There is a relation between air pressure and air resistance, but air resistance and air pressure are not the same thing. If air pressure were zero, air resistance would also be zero. Still non-zero air pressure does not mean any air resistance is being felt.

Air pressure is from all directions. Air pressure can be different on different parts of an object, but in most cases it is quite large all around. Air pressure is due to molecules crashing into the object from all around.

Air resistance is due to the motion of an object through the air. The object pushes the air molecules out of the way. The molecules push back. Because the air molecules in front get squeezed together more tightly, pressure in front is greater. Air molecules in back get a little spread out, so air pressure in back is less. The net effect is a force opposite the direction of motion.

Just as important to air resistance is the shape of the moving object. A narrow, pointed object pushes the molecules aside quite easily. A flat front must push the molecules harder to get them to the side. It is like hammering a sharp nail versus a dull peg into a piece of wood. For an arrow, the air molecules in front do not get so tightly squeezed together as for the dull peg.

Air pressure may be viewed as part of why air resistance exists, but it is not air resistance itself.

Dr.
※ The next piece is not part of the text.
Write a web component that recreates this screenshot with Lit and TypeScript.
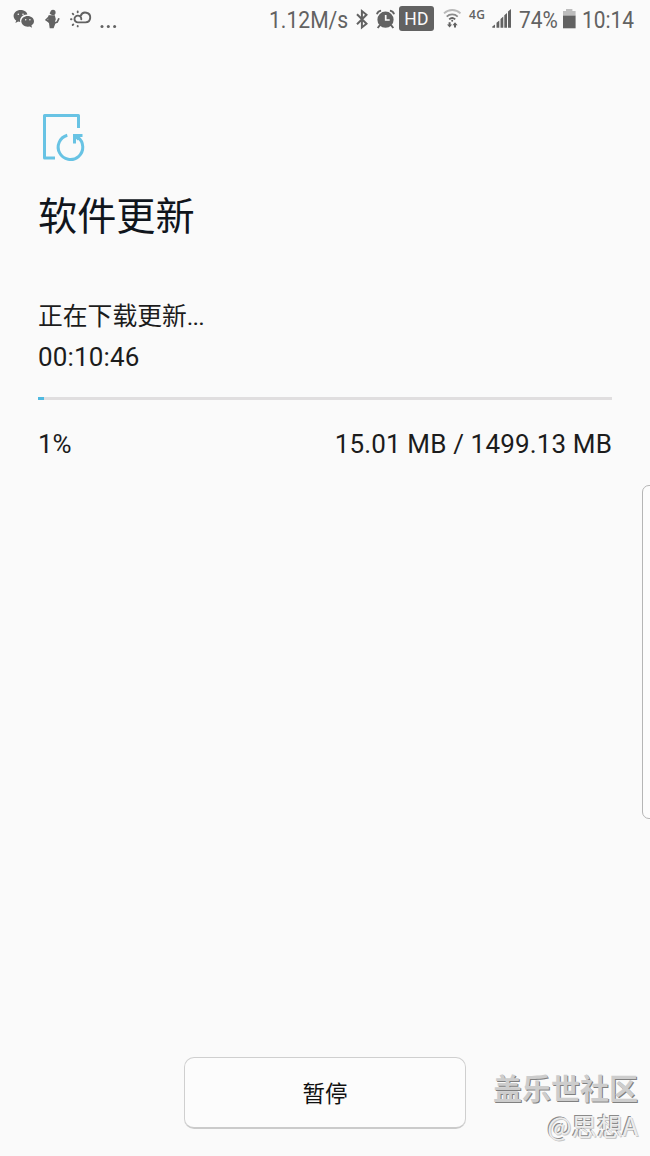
import { LitElement, html, css } from 'lit';
import { customElement, property } from 'lit/decorators.js';

@customElement('status-bar')
class StatusBar extends LitElement {
  static styles = css`
    :host { display: flex; height: 40px; position: relative; color: #626262; fill: #626262; font: 24px/40px Roboto, sans-serif; }
    .left, .right { display: flex; align-items: flex-start; }
    .left { width: 269px; flex: none; }
    svg { display: block; flex: none; }
    .t { flex: none; white-space: nowrap; }
    .t span { display: inline-block; transform: scaleX(0.87); transform-origin: 0 50%; }
    .speed { width: 84px; }
    .speed span { transform: scaleX(0.88); }
    .pct { width: 42px; }
    .clock { width: 60px; }
    .hd { width: 35px; height: 25px; margin: 6px 7px 0 3px; border-radius: 3px; background: #626262; color: #fafafa; font: 17.500px/26px Roboto, sans-serif; text-align: center; flex: none; letter-spacing: 0.300px; }
    .net { width: 22px; font: 600 12px/30px "Open Sans", sans-serif; letter-spacing: 0.400px; flex: none; }
  `;
  render() {
    return html`
      <div class="left">
        <svg width="120" height="40" viewBox="0 0 120 40">
          <path d="M20.600 10c-4 0-7 2.700-7 6 0 1.900 1 3.500 2.600 4.600l-.8 2.500 2.800-1.500 2 .4c-1-4.200 2.500-7.800 7.200-7.600C26.800 11.700 24 10 20.600 10z"/>
          <path d="M27.700 16c-3.600 0-6.400 2.400-6.400 5.300s2.800 5.400 6.400 5.400l2-.3 2.400 1.300-.7-2.200c1.600-1 2.600-2.400 2.600-4.200 0-2.900-2.800-5.300-6.300-5.300z"/>
          <g fill="#fafafa"><circle cx="18.300" cy="14.200" r=".8"/><circle cx="23" cy="14.200" r=".8"/><circle cx="25.700" cy="19.800" r=".7"/><circle cx="29.900" cy="19.800" r=".7"/></g>
          <circle cx="53" cy="12.400" r="2.600"/><circle cx="50.700" cy="13.300" r="1"/>
          <path d="M48.500 15.200h6.300l1 4-.8 2.300.4 2-1.800 4.700h-3.900l-.7-5-1-2.200z"/>
          <path d="M49.500 16.500l-3.300 3.400 3.400 2.300M54.500 23l2.700-1 1.500-3.200" fill="none" stroke="#626262" stroke-width="1.700" stroke-linecap="round"/>
          <g fill="none" stroke="#626262" stroke-width="1.900" stroke-linecap="round">
            <path d="M81.300 19.200a3.400 3.400 0 1 0-3.100 3.200h7.300a4.900 4.900 0 1 0-4.800-6.500"/>
            <path d="M71 19.300h.5M72.700 13.700l.6.600M77.700 11.500v.7M72.700 25l.6-.6M77.700 26v.4"/>
          </g>
          <circle cx="102" cy="26.500" r="1.500"/><circle cx="108.300" cy="26.500" r="1.500"/><circle cx="114.600" cy="26.500" r="1.500"/>
        </svg>
      </div>
      <div class="right">
        <div class="t speed"><span>1.12M/s</span></div>
        <svg width="43" height="40" viewBox="353 0 43 40">
          <path d="M357 14.200l9.500 9.500-4.600 3.800V11l4.600 3.800-9.500 9.500" fill="none" stroke="#626262" stroke-width="2"/>
          <circle cx="385.500" cy="19.700" r="8.100"/>
          <path d="M380 25l-2.300 3M391 25l2.300 3" stroke="#626262" stroke-width="2"/>
          <path d="M376.900 14.200a5 5 0 0 1 4.200-3.600M394.100 14.200a5 5 0 0 0-4.200-3.600" fill="none" stroke="#626262" stroke-width="1.800"/>
          <path d="M385.700 15v5h4" fill="none" stroke="#fafafa" stroke-width="1.700"/>
        </svg>
        <div class="hd">HD</div>
        <svg width="28" height="40" viewBox="441 0 28 40">
          <g fill="none" stroke-width="1.800"><path d="M444 13.300a12 12 0 0 1 16.500 0" stroke="#b9b9b9"/><path d="M446.700 16.600a8 8 0 0 1 11 0" stroke="#8a8a8a"/><path d="M449.200 19.300a4.500 4.500 0 0 1 6 0" stroke="#626262"/></g>
          <circle cx="452.200" cy="20.800" r="1"/>
          <path d="M448.600 22.300h2v2.300h1.500l-2.500 3-2.600-3h1.600zM454 27.600h2v-2.300h1.600l-2.600-3-2.500 3h1.500z"/>
        </svg>
        <div class="net">4G</div>
        <svg width="28" height="40" viewBox="491 0 28 40">
          <path d="M492.300 27.800v-1.400l2.700-2v3.400zM496.500 27.800v-5l2.800-2.400v7.400zM500.500 27.800v-8.700l2.800-2.600v11.300zM504.300 27.800v-12.500l2.700-2.400v14.900zM508 27.800v-16.300l3-2.500v18.800z"/>
        </svg>
        <div class="t pct"><span>74%</span></div>
        <svg width="21" height="40" viewBox="561 0 21 40">
          <path d="M563 11h3V9h6.400v2h3.200v5H563z" fill="#bdbdbd"/><path d="M563 15.700h12.600v12.600H563z"/>
        </svg>
        <div class="t clock"><span>10:14</span></div>
      </div>`;
  }
}

@customElement('progress-line')
class ProgressLine extends LitElement {
  @property({ type: Number }) value = 0;
  static styles = css`
    :host { display: block; height: 3px; background: #e0dedf; }
    .fill { height: 3px; background: #4fb9e0; }
  `;
  render() {
    return html`<div class="fill" style="width:${this.value}%"></div>`;
  }
}

@customElement('app-root')
class AppRoot extends LitElement {
  static styles = css`
    :host { display: flex; flex-direction: column; position: relative; width: 650px; height: 1156px; overflow: hidden; background: #fafafa; color: #1c1c1c; font-family: Roboto, "Noto Sans CJK SC", sans-serif; }
    main { padding: 72px 38px 0; flex: 1; }
    .icon { display: block; width: 50px; height: 52px; }
    h1 { margin: 20px 0 0; font: 400 39.200px/58px "Noto Sans CJK SC", sans-serif; color: #10151c; }
    .state { margin-top: 56px; font: 24.800px/38px Roboto, "Noto Sans CJK SC", sans-serif; }
    .dots { letter-spacing: -0.800px; }
    .time { font-size: 26px; line-height: 40px; margin-top: 1px; letter-spacing: 0.150px; }
    progress-line { margin-top: 20px; }
    .row { display: flex; justify-content: space-between; font-size: 26px; line-height: 40px; margin-top: 24px; }
    .size { letter-spacing: 0.150px; }
    button { display: block; box-sizing: border-box; width: 282px; height: 72px; margin: 0 0 27px 184px; padding: 0; border: 1px solid #cfcfcf; border-bottom: 2px solid #cbcbcb; border-radius: 10px; background: #fcfcfc; color: #111; font: 22.500px/66px "Noto Sans CJK SC", sans-serif; }
    button span { display: block; margin-top: -2px; }
    .edge { position: absolute; left: 642px; top: 485px; width: 20px; height: 332px; border: 1px solid #b5b5b5; border-radius: 7px; background: #fcfcfc; }
    .mark { position: absolute; right: 12px; top: 1065px; text-align: right; white-space: nowrap; font-family: "Noto Sans CJK SC", sans-serif; }
    .brand { font-weight: 700; font-size: 29px; line-height: 44px; color: #cdcdcd; text-shadow: 1px 1px 0 #808080; }
    .user { font-size: 25.500px; line-height: 32px; color: #ececec; text-shadow: -1px -1px 0 #8a8a8a, 1px 1px 0 #c8c8c8; }
  `;
  render() {
    return html`
      <status-bar></status-bar>
      <main>
        <svg class="icon" viewBox="38 112 50 52" fill="none" stroke="#68c3e4" stroke-width="3">
          <path d="M78.500 128v-12.500h-34v42.500h10.500" stroke-linejoin="round"/>
          <path d="M67.300 135.300a12.300 12.300 0 1 0 10.500 2"/>
          <path d="M82.500 135.400h-8v8M75.300 136l3.500 3.500"/>
        </svg>
        <h1>软件更新</h1>
        <div class="state">正在下载更新<span class="dots">...</span></div>
        <div class="time">00:10:46</div>
        <progress-line .value=${1}></progress-line>
        <div class="row"><span>1%</span><span class="size">15.01 MB / 1499.13 MB</span></div>
      </main>
      <button><span>暂停</span></button>
      <div class="edge"></div>
      <div class="mark"><div class="brand">盖乐世社区</div><div class="user">@思想A</div></div>`;
  }
}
Ken Mellendorf
Physics Instructor
Illinois Central College

Air pressure does act on all (exposed) surfaces of an object. The presence of air pressure does not depend on the state of motion of an object, or even the presence of an object. It is a property of the air alone.

Wind resistance can only be talked about in terms of the resistance to motion of an object in the air. The presence of a body to be acted on and the motion of the air around it creates an increase in the air pressure in front of the object compared to the air pressure behind the object. This DIFFERENCE in air pressure results in a new force resisting the motion of the object, which we call wind resistance.